▶ _Exercise description_
Copy out exactly the lines from the start of the data to the line containing "number; x1: number;". Include both.

▶ _Supplied material_
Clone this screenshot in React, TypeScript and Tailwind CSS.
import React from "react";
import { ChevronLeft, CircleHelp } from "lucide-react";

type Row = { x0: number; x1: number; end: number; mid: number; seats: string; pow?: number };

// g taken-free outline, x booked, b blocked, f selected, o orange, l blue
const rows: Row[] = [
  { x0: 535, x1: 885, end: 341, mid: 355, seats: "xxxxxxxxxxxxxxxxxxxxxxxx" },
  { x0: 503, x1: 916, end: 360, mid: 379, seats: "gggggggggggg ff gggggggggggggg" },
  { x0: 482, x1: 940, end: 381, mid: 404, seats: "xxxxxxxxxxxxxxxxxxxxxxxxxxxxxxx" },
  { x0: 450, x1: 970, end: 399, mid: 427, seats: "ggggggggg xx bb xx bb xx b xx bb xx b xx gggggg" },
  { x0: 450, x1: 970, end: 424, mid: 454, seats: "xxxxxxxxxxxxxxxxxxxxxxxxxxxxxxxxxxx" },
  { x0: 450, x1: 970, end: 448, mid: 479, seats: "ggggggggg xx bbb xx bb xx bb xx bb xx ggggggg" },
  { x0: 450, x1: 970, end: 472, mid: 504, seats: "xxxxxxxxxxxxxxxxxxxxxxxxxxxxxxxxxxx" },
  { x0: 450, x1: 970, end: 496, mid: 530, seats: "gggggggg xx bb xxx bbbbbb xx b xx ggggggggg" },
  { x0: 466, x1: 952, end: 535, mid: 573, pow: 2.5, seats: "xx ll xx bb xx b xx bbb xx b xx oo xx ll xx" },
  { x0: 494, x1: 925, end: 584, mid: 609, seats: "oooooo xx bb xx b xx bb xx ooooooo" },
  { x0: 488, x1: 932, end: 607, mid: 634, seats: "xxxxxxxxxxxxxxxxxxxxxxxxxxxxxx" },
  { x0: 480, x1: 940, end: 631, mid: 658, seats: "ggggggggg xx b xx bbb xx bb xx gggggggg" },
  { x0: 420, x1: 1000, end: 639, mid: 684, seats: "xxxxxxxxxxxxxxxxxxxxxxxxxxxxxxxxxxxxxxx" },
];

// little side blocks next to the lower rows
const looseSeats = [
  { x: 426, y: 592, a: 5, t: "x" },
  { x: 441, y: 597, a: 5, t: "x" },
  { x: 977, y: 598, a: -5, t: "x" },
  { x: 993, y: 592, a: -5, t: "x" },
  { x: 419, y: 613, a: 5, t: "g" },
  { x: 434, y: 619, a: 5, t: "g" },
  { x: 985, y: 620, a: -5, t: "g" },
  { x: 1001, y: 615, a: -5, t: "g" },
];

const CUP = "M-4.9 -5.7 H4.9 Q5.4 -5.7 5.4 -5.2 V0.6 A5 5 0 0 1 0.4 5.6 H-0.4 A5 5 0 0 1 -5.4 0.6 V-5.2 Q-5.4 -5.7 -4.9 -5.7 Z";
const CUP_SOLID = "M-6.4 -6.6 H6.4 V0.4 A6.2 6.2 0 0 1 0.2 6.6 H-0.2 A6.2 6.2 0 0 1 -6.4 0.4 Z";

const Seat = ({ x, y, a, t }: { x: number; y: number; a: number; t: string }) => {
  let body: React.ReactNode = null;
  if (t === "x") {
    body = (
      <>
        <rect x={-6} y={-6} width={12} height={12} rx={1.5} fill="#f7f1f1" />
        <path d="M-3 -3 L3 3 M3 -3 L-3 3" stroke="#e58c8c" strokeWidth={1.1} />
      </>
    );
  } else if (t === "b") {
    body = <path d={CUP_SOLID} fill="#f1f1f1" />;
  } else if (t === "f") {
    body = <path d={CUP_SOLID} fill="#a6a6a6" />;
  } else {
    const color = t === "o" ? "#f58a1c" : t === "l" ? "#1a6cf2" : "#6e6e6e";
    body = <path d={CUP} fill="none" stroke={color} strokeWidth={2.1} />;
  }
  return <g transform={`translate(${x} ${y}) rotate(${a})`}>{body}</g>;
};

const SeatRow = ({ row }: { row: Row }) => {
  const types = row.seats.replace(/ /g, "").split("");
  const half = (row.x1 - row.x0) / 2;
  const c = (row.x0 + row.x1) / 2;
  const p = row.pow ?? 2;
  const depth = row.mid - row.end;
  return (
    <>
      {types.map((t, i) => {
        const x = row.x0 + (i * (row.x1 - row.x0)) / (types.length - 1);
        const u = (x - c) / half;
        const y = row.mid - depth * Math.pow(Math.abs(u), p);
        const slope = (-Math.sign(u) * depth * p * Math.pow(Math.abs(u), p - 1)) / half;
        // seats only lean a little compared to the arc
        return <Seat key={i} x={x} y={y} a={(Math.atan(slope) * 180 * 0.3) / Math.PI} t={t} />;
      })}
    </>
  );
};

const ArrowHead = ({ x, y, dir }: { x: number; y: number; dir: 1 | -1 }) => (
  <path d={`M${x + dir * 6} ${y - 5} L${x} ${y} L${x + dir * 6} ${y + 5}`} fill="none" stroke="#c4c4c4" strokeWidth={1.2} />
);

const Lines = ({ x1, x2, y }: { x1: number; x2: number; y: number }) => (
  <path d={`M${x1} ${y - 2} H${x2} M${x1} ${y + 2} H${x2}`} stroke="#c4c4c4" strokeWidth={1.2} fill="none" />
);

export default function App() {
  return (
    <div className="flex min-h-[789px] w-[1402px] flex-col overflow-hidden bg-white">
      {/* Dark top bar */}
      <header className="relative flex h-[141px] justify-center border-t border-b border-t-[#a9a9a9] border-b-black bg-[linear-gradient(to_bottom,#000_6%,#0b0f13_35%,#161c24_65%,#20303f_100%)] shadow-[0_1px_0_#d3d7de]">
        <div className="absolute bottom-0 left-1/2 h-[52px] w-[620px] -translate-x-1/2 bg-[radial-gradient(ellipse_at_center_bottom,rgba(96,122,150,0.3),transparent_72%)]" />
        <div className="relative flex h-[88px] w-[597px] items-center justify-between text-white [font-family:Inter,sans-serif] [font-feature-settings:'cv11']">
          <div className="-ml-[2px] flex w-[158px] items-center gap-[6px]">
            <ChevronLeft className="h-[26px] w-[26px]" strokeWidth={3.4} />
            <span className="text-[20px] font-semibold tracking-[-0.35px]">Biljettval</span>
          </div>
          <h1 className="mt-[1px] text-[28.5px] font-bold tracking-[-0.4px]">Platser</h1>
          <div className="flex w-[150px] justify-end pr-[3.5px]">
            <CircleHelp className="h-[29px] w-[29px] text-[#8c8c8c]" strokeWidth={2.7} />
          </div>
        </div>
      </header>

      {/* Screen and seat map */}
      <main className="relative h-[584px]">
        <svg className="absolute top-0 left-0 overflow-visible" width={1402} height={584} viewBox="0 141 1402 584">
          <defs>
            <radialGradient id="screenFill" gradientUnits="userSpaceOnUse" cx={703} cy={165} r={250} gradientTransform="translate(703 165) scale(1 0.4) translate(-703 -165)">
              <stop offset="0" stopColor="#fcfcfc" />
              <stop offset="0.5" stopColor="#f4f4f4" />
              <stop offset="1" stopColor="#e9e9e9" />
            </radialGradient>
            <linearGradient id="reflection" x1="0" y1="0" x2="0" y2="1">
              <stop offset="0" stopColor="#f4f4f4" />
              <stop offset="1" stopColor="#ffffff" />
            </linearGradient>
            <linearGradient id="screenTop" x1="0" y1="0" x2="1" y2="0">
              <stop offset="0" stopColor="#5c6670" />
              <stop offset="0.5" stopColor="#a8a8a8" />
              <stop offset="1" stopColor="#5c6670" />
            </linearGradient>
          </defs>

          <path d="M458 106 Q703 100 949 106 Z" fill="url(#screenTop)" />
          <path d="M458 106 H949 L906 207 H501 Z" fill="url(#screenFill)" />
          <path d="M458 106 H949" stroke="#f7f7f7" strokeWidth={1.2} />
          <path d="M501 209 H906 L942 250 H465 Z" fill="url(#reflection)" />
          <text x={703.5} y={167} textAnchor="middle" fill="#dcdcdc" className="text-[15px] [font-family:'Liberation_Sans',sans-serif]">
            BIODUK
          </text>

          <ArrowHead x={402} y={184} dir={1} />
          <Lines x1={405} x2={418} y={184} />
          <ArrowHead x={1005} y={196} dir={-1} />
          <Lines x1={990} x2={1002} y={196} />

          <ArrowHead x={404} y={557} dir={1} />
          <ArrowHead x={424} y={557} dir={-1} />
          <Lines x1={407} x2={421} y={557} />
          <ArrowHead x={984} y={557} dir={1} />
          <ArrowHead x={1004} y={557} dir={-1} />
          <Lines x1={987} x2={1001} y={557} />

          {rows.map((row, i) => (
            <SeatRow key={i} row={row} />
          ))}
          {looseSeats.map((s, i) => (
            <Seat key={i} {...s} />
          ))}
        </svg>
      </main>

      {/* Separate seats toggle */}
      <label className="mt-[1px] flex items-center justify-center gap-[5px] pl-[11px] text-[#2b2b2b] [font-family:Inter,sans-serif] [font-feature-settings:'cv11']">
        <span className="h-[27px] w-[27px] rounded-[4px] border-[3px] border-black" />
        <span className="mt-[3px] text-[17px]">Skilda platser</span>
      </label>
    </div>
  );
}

▶ _Response to the exercise_
Clone this screenshot in React, TypeScript and Tailwind CSS.
import React from "react";
import { ChevronLeft, CircleHelp } from "lucide-react";

type Row = { x0: number; x1: number; end: number; mid: number; seats: string; pow?: number };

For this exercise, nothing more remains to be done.